Fig 1 :: Sampling from Inverse Wishart Prior

The Scaled Inverse Wishart Prior

One possible covariance prior, which may allow us to overcome the dependency between variance and correlation terms is the , scaled inverse Wishart (SIW) . This prior also has the added benefit of allowing prior information to be incorporated about the individual standard deviation components

We can define the scaled inverse Wishart as $\Sigma := \Delta Q \Delta$, where $\Delta_{ii} = \delta_i$. The density for $Q$ and $\Delta$ is defined below.

$Q \sim \mathcal{W}^{-1}(\nu, \Lambda) \quad \text{and} \quad log(\delta_i) \sim \mathcal{N}(b_i, \zeta_i^2)$

The scaled inverse wishart can be sampling utilizing to code presented below.

    """ Scaled Inverse Wishart """
    def siw(self):
      Q = invwishart.rvs(self.dim, self.scale)
      D = norm.rvs(self.mean, self.var, self.dim)

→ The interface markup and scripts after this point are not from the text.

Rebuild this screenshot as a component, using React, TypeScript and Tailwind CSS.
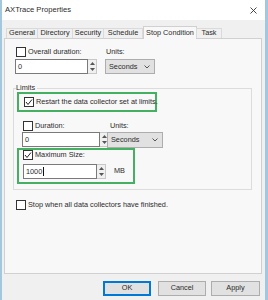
import React from 'react';

const FONT = { fontFamily: '"Liberation Sans", Arial, sans-serif' };

const CheckBox: React.FC<{ checked?: boolean; label: string }> = ({ checked, label }) => (
    <div className="flex h-[10px] items-center">
        <span className="flex h-[10px] w-[10px] shrink-0 items-center justify-center border border-[#333] bg-white">
            {checked && (
                <svg width="8" height="8" viewBox="0 0 8 8">
                    <polyline points="1,4 3,6.5 7,1.5" fill="none" stroke="#222" strokeWidth="1" />
                </svg>
            )}
        </span>
        <span className="ml-[2px] whitespace-nowrap leading-[10px]">{label}</span>
    </div>
);

const Spin: React.FC<{ value: string; width: number; cursor?: boolean }> = ({ value, width, cursor }) => (
    <div className="flex h-[15px]">
        <div
            className="flex h-full items-center border border-[#7a7a7a] bg-white pl-[2px] leading-[10px]"
            style={{ width }}
        >
            {value}
            {cursor && <span className="ml-px h-[9px] w-px bg-[#111]" />}
        </div>
        <div className="flex h-full w-[9px] flex-col items-center justify-center gap-[3px] border border-l-0 border-[#c8c8c8] bg-[#f0f0f0]">
            <svg width="5" height="3" viewBox="0 0 5 3">
                <polygon points="0,3 2.5,0 5,3" fill="#555" />
            </svg>
            <svg width="5" height="3" viewBox="0 0 5 3">
                <polygon points="0,0 5,0 2.5,3" fill="#555" />
            </svg>
        </div>
    </div>
);

const Select: React.FC<{ width: number; height: number }> = ({ width, height }) => (
    <div
        className="flex items-center justify-between border border-[#adadad] bg-[#e1e1e1] pl-[3px] pr-[4px] leading-[10px]"
        style={{ width, height }}
    >
        <span>Seconds</span>
        <svg width="6" height="4" viewBox="0 0 6 4">
            <polyline points="0.5,0.5 3,3 5.5,0.5" fill="none" stroke="#555" strokeWidth="1" />
        </svg>
    </div>
);

const TABS = [
    { name: 'General', w: 'w-[32px]' },
    { name: 'Directory', w: 'w-[36px]' },
    { name: 'Security', w: 'w-[32px]' },
    { name: 'Schedule', w: 'w-[40px]' },
    { name: 'Stop Condition', w: 'w-[54px]', active: true },
    { name: 'Task', w: 'w-[26px]' },
];

export default function App() {
    return (
        <div
            className="flex h-[300px] w-[268px] flex-col border-l-2 border-r-[3px] border-[#a3c8de] bg-[#f0f0f0] text-[7.3px] text-[#2b2b2b]"
            style={FONT}
        >
            {/* title bar */}
            <div className="flex h-[20px] shrink-0 items-center justify-between bg-white pl-[3px] pr-[8px]">
                <span className="text-[7.6px]">AXTrace Properties</span>
                <svg width="7" height="7" viewBox="0 0 7 7">
                    <path d="M0.5 0.5 L6.5 6.5 M6.5 0.5 L0.5 6.5" stroke="#333" strokeWidth="0.9" />
                </svg>
            </div>

            {/* tabs */}
            <div className="relative z-10 mt-[6px] flex h-[12px] items-end pl-[4px]">
                {TABS.map((t) =>
                    t.active ? (
                        <div
                            key={t.name}
                            className={`${t.w} -mb-px flex h-[13px] items-center justify-center border border-b-0 border-[#d0d0d0] bg-[#f8f8f8] whitespace-nowrap`}
                        >
                            {t.name}
                        </div>
                    ) : (
                        <div
                            key={t.name}
                            className={`${t.w} -ml-px flex h-[10px] items-center justify-center border border-b-0 border-[#dadada] bg-[#f0f0f0] whitespace-nowrap first:ml-0`}
                        >
                            {t.name}
                        </div>
                    ),
                )}
            </div>

            {/* tab page */}
            <div className="ml-[2px] mr-[3px] flex h-[236px] flex-col border border-[#d0d0d0] bg-[#f8f8f8] pl-[8px] pt-[8px]">
                <div className="ml-[3px] flex">
                    <div className="w-[90px]">
                        <CheckBox label="Overall duration:" />
                        <div className="mt-[2px] -ml-px">
                            <Spin value="0" width={73} />
                        </div>
                    </div>
                    <div>
                        <div className="h-[10px] leading-[10px]">Units:</div>
                        <div className="mt-[2px] -ml-px">
                            <Select width={50} height={15} />
                        </div>
                    </div>
                </div>

                <fieldset className="mt-[10px] w-[239px] border border-[#dcdcdc] pb-[5px]">
                    <legend className="ml-[2px] pr-[2px] leading-[8px]">Limits</legend>
                    <div className="ml-[3px] flex h-[20px] w-[140px] items-center border-2 border-[#45b062] pl-[5px]">
                        <CheckBox checked label="Restart the data collector set at limits." />
                    </div>

                    <div className="ml-[9px] mt-[9px] flex">
                        <div className="w-[86px]">
                            <CheckBox label="Duration:" />
                            <div className="mt-px -ml-px">
                                <Spin value="0" width={78} />
                            </div>
                        </div>
                        <div>
                            <div className="ml-px h-[10px] leading-[10px]">Units:</div>
                            <div className="mt-px -ml-[2px]">
                                <Select width={56} height={16} />
                            </div>
                        </div>
                    </div>

                    <div className="ml-[3px] h-[36px] w-[118px] border-2 border-[#45b062] pl-[4px]">
                        <CheckBox checked label="Maximum Size:" />
                        <div className="mt-[4px] flex items-center">
                            <Spin value="1000" width={74} cursor />
                            <span className="ml-[8px]">MB</span>
                        </div>
                    </div>
                </fieldset>

                <div className="ml-[3px] mt-[10px]">
                    <CheckBox label="Stop when all data collectors have finished." />
                </div>
            </div>

            {/* buttons */}
            <div className="mt-[7px] flex justify-end pr-[5px]">
                <button className="flex h-[15px] w-[48px] items-center justify-center border-2 border-[#0078d7] bg-[#e1e1e1]">
                    OK
                </button>
                <button className="ml-[7px] flex h-[15px] w-[48px] items-center justify-center border border-[#adadad] bg-[#e1e1e1]">
                    Cancel
                </button>
                <button className="ml-[5px] flex h-[15px] w-[49px] items-center justify-center border border-[#adadad] bg-[#e1e1e1]">
                    Apply
                </button>
            </div>
        </div>
    );
}
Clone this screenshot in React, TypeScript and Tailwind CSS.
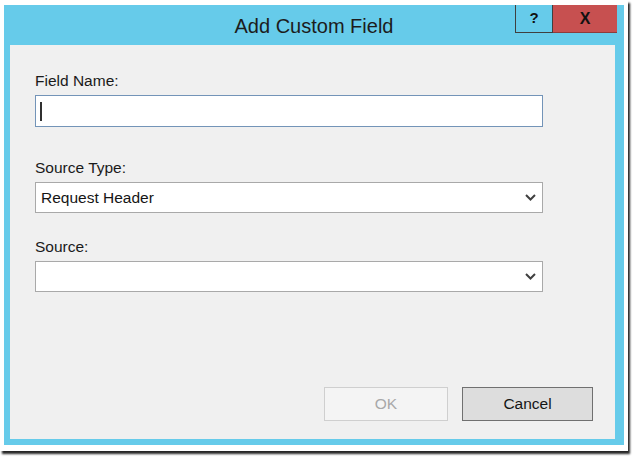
import React from 'react'

const font = { fontFamily: '"Liberation Sans", Arial, sans-serif' }

function Chevron() {
  return (
    <svg width="11" height="7" viewBox="0 0 11 7" className="shrink-0">
      <polyline
        points="1,1 5.5,5.5 10,1"
        fill="none"
        stroke="#404040"
        strokeWidth="2"
      />
    </svg>
  )
}

function Label({ children }: { children: React.ReactNode }) {
  return (
    <div className="mb-[5px] h-[18px] text-[15.5px] leading-[18px] text-[#1a1a1a]">
      {children}
    </div>
  )
}

function Select({ value }: { value?: string }) {
  return (
    <div className="flex h-[31px] w-[508px] items-center border border-[#a9a9a9] bg-white pl-[5px] pr-[6px]">
      <span className="flex-1 text-[15.5px] leading-[18px] text-[#151515]">
        {value}
      </span>
      <Chevron />
    </div>
  )
}

export default function App() {
  return (
    <div className="h-[457px] w-[633px] bg-white" style={font}>
      {/* white frame with drop shadow */}
      <div className="h-[451px] w-[628px] bg-white pl-[4px] pr-[4px] pt-[5px] shadow-[2px_3px_2px_rgba(0,0,0,0.85)]">
        {/* window */}
        <div className="flex h-[440px] w-[620px] flex-col bg-[#66cbea]">
          {/* title bar */}
          <div className="grid h-[40px] shrink-0 grid-cols-[1fr_auto_1fr]">
            <div />
            <div className="pt-[2px] text-[20px] leading-[38px] text-[#1c1c1c]">
              Add Custom Field
            </div>
            <div className="flex items-start justify-end pr-[7px]">
              <div className="flex h-[28px] w-[38px] items-center justify-center border-x border-b border-[#3f3f3f] text-[15px] font-bold text-[#111]">
                ?
              </div>
              <div className="flex h-[28px] w-[64px] items-center justify-center border-b border-[#8e3b3b] bg-[#c75050] text-[16px] font-bold text-[#111]">
                X
              </div>
            </div>
          </div>

          {/* content */}
          <div className="ml-[6px] mr-[9px] flex flex-1 flex-col bg-[#f0f0f0] pb-[18px] pl-[25px] pr-[22px] pt-[27px]">
            <Label>Field Name:</Label>
            <div className="flex h-[32px] w-[508px] items-center border border-[#7394b8] bg-white pl-[4px]">
              <span className="h-[19px] w-[2px] bg-[#303030]" />
            </div>

            <div className="mt-[32px]">
              <Label>Source Type:</Label>
              <Select value="Request Header" />
            </div>

            <div className="mt-[25px]">
              <Label>Source:</Label>
              <Select />
            </div>

            <div className="flex-1" />

            <div className="flex justify-end gap-[14px]">
              <div className="flex h-[34px] w-[124px] items-center justify-center border border-[#cfcfcf] bg-[#f4f4f4] text-[15.5px] text-[#a8a8a8]">
                OK
              </div>
              <div className="flex h-[34px] w-[131px] items-center justify-center border border-[#707070] bg-[#dddddd] text-[15.5px] text-[#151515]">
                Cancel
              </div>
            </div>
          </div>
          <div className="h-[6px] shrink-0" />
        </div>
      </div>
    </div>
  )
}
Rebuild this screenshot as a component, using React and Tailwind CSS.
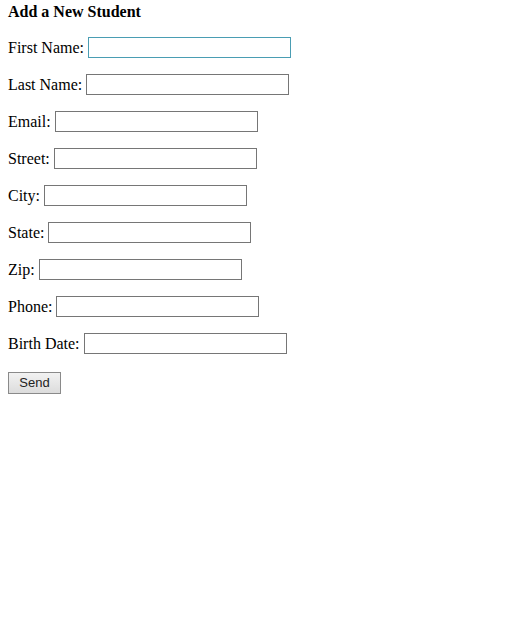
const fields = ["First Name", "Last Name", "Email", "Street", "City", "State", "Zip", "Phone", "Birth Date"]

export default function App() {
    return (
        <div className="min-h-screen bg-white px-2 pt-[3px] text-black font-['Liberation_Serif',serif] text-base">
            <h4 className="font-bold leading-[18px]">Add a New Student</h4>
            {fields.map((f, i) => (
                <div key={f} className="mt-4 flex items-center h-[21px]">
                    <label className="leading-[18px]">{f}:</label>
                    <input
                        type="text"
                        className={
                            "ml-1 w-[203px] h-[21px] bg-white border outline-none " +
                            (i === 0 ? "border-[#4a9db3]" : "border-[#767676]")
                        }
                    />
                </div>
            ))}
            <div className="mt-4">
                <button className="w-[53px] h-[22px] border border-[#8a8a8a] bg-gradient-to-b from-[#f2f2f2] to-[#dcdcdc] text-[13px] font-['Liberation_Sans',sans-serif] text-[#222]">
                    Send
                </button>
            </div>
        </div>
    )
}
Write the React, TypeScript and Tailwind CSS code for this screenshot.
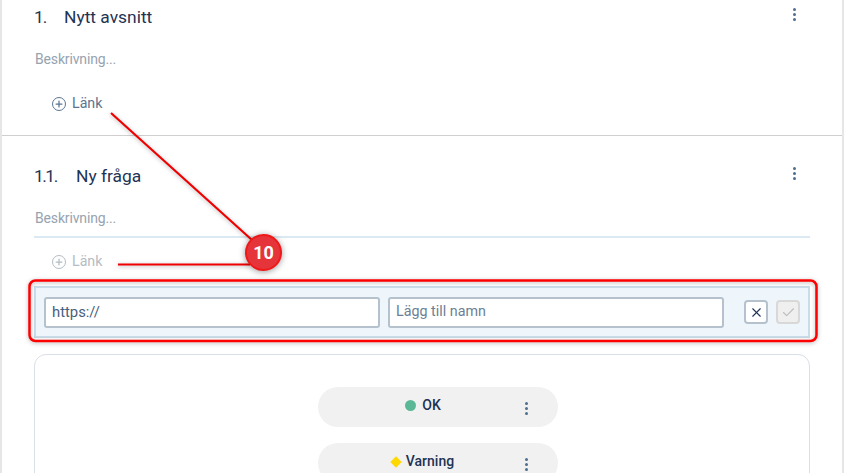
import { X, Check, Plus } from "lucide-react";

function Dots({ className }: { className?: string }) {
  return (
    <div className={`flex flex-col gap-[2px] ${className ?? ""}`}>
      <span className="w-[3px] h-[3px] rounded-full bg-[#4f6d8f]" />
      <span className="w-[3px] h-[3px] rounded-full bg-[#4f6d8f]" />
      <span className="w-[3px] h-[3px] rounded-full bg-[#4f6d8f]" />
    </div>
  );
}

function LinkButton({ muted }: { muted?: boolean }) {
  return (
    <div className={`flex items-center gap-[6px] pl-[18px] h-[20px] text-[14.2px] ${muted ? "text-[#b4bcc4]" : "text-[#5b7490]"}`}>
      <span className={`w-[14px] h-[14px] mt-[1px] rounded-full border-[1.5px] flex items-center justify-center ${muted ? "border-[#b4bcc4]" : "border-[#5b7490]"}`}>
        <Plus size={10} strokeWidth={3} />
      </span>
      <span className="mt-[1px]">Länk</span>
    </div>
  );
}

function Status({ children, top }: { children: React.ReactNode; top: string }) {
  return (
    <div className={`relative w-[240px] h-[40px] rounded-[20px] bg-[#f1f1f1] flex items-center justify-center ${top}`}>
      <div className="flex items-center gap-[6px] text-[14px] font-medium text-[#1e3355] mt-[-3px] mr-[30px]">{children}</div>
      <Dots className="absolute right-[30px] top-[15px]" />
    </div>
  );
}

export default function App() {
  return (
    <div className="relative w-[844px] h-[473px] overflow-hidden bg-white border-l-2 border-r-2 border-[#e6e6e6] font-['Roboto',sans-serif]">
      {/* section */}
      <div className="h-[136px] border-b border-[#cfcfcf] pl-[32px] pr-[32px] pt-[7px]">
        <div className="flex items-center h-[20px] text-[17.4px] font-[450] text-[#1e3355]">
          <span className="w-[30px] tracking-[-1px]">1.</span>
          <span>Nytt avsnitt</span>
          <Dots className="ml-auto mr-[14px] mt-[-6px]" />
        </div>
        <div className="pt-[22px] pl-[1px] text-[14px] tracking-[-0.15px] leading-[20px] text-[#97a3b0]">Beskrivning...</div>
        <div className="pt-[24px]">
          <LinkButton />
        </div>
      </div>

      {/* question */}
      <div className="pl-[32px] pr-[32px] pt-[30px]">
        <div className="flex items-center h-[20px] text-[17.4px] font-[450] text-[#1e3355]">
          <span className="w-[42px] tracking-[-1.5px]">1.1.</span>
          <span>Ny fråga</span>
          <Dots className="ml-auto mr-[14px] mt-[-6px]" />
        </div>
        <div className="mt-[22px] pl-[1px] pb-[8px] text-[14px] tracking-[-0.15px] leading-[20px] text-[#97a3b0] border-b-2 border-[#dbe9f2]">Beskrivning...</div>
        <div className="pt-[13px]">
          <LinkButton muted />
        </div>

        <div className="mt-[15px] h-[52px] border-2 border-[#c9dce8] bg-[#eff6fb] flex items-center pl-[8px] pr-[8px]">
          <div className="w-[336px] h-[31px] rounded-[3px] border-2 border-[#b5c1cc] bg-white pl-[6px] flex items-center text-[14.8px] text-[#47607c]">https://</div>
          <div className="ml-[8px] w-[336px] h-[31px] rounded-[3px] border-2 border-[#b5c1cc] bg-white pl-[6px] flex items-center text-[14.3px] text-[#6b7f94]">Lägg till namn</div>
          <div className="ml-[20px] w-[24px] h-[24px] rounded-[4px] border-2 border-[#b5c1cc] bg-white flex items-center justify-center text-[#1e3355]">
            <X size={15} strokeWidth={1.75} />
          </div>
          <div className="ml-[8px] w-[24px] h-[24px] rounded-[4px] border-2 border-[#d8d8d8] bg-[#efefef] flex items-center justify-center text-[#bdbdbd]">
            <Check size={15} strokeWidth={1.75} />
          </div>
        </div>

        <div className="mt-[16px] h-[200px] rounded-[12px] border border-[#d9dfe6] flex flex-col items-center pt-[32px] pl-[32px]">
          <Status top="">
            <span className="w-[11px] h-[11px] rounded-full bg-[#5bb896]" />
            <span>OK</span>
          </Status>
          <Status top="mt-[16px]">
            <span className="w-[8px] h-[8px] rotate-45 bg-[#ffd800]" />
            <span>Varning</span>
          </Status>
        </div>
      </div>

      {/* annotation */}
      <svg className="absolute left-[-2px] top-0 w-[844px] h-[473px] pointer-events-none drop-shadow-[0_1px_2px_rgba(0,0,0,0.3)]" viewBox="0 0 844 473" fill="none">
        <path d="M111 113 L252 240 M118 264.500 L250 264.500" stroke="#f00000" strokeWidth="2.2" />
        <rect x="29.500" y="280.500" width="787" height="60.500" rx="6" stroke="#f00" strokeWidth="2.500" />
      </svg>
      <div className="absolute left-[243px] top-[234px] w-[37px] h-[37px] rounded-full bg-[#e5343a] border-2 border-[#f01818] shadow-[0_1px_6px_rgba(0,0,0,0.4)] flex items-center justify-center text-white text-[18px] font-bold">10</div>
    </div>
  );
}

      siw = np.zeros(shape=(self.dim, self.dim))
      for j in range(0, self.dim):
          for k in range(0, self.dim):
              if j is k:
                  siw[j, k] = np.exp(D[j]) * np.sqrt(Q[j, j])
              else:
                  siw[j, k] = D[j] * D[k] * Q[j, k]
      return siw

Again, utilizing the implementation presented above, we can sample the prior distribution. For this evaluation, we sampled the scaled inverse Wishart prior 10,000 times with hyperparameters set as $\nu = d+1$, and $\Lambda = 0.8I$, $b=0$, $\zeta=1$. The figure shows the first and second variance terms with the color corresponding the the magnitude of correlation between the two terms. From this figure, we can clearly see less of a correlation between the variance and correlation terms, when compared to the inverse Wishart.

Fig 2 :: Sampling from Scaled Inverse Wishart Prior

Hierarchical Half-t Prior

Finally, we can test the , hierarchical half-t prior, which we will define the density as

$\Sigma \sim \mathcal{W}^{-1}(\nu+d-1, 2\nu\Lambda),$

where $\Lambda$ is a diagonal matrix with $\Lambda_{i,i} = \lambda_i$ such that

$\lambda_i \sim Ga(\frac{1}{2}, \frac{1}{\zeta_i^2}).$

    """ Hierarchical Half-t Prior """
    def hiw(self):
      n = self.dim
      d = self.dof
      g = self.scale

      Lambda = np.diag(gamma.rvs(1.0 / 2.0, loc=0, scale=g, size=n))
      return invwishart.rvs(n + d - 1, 2 * d * Lambda)

Utilizing the implementation presented above, we can sample the prior distribution. For this evaluation, we sampled the hierarchical half-t prior 10,000 times with hyperparameters set as $\nu=2$, and $\zeta = 1.04$. The figure shows the first and second variance terms with the color corresponding the the magnitude of correlation between the two terms.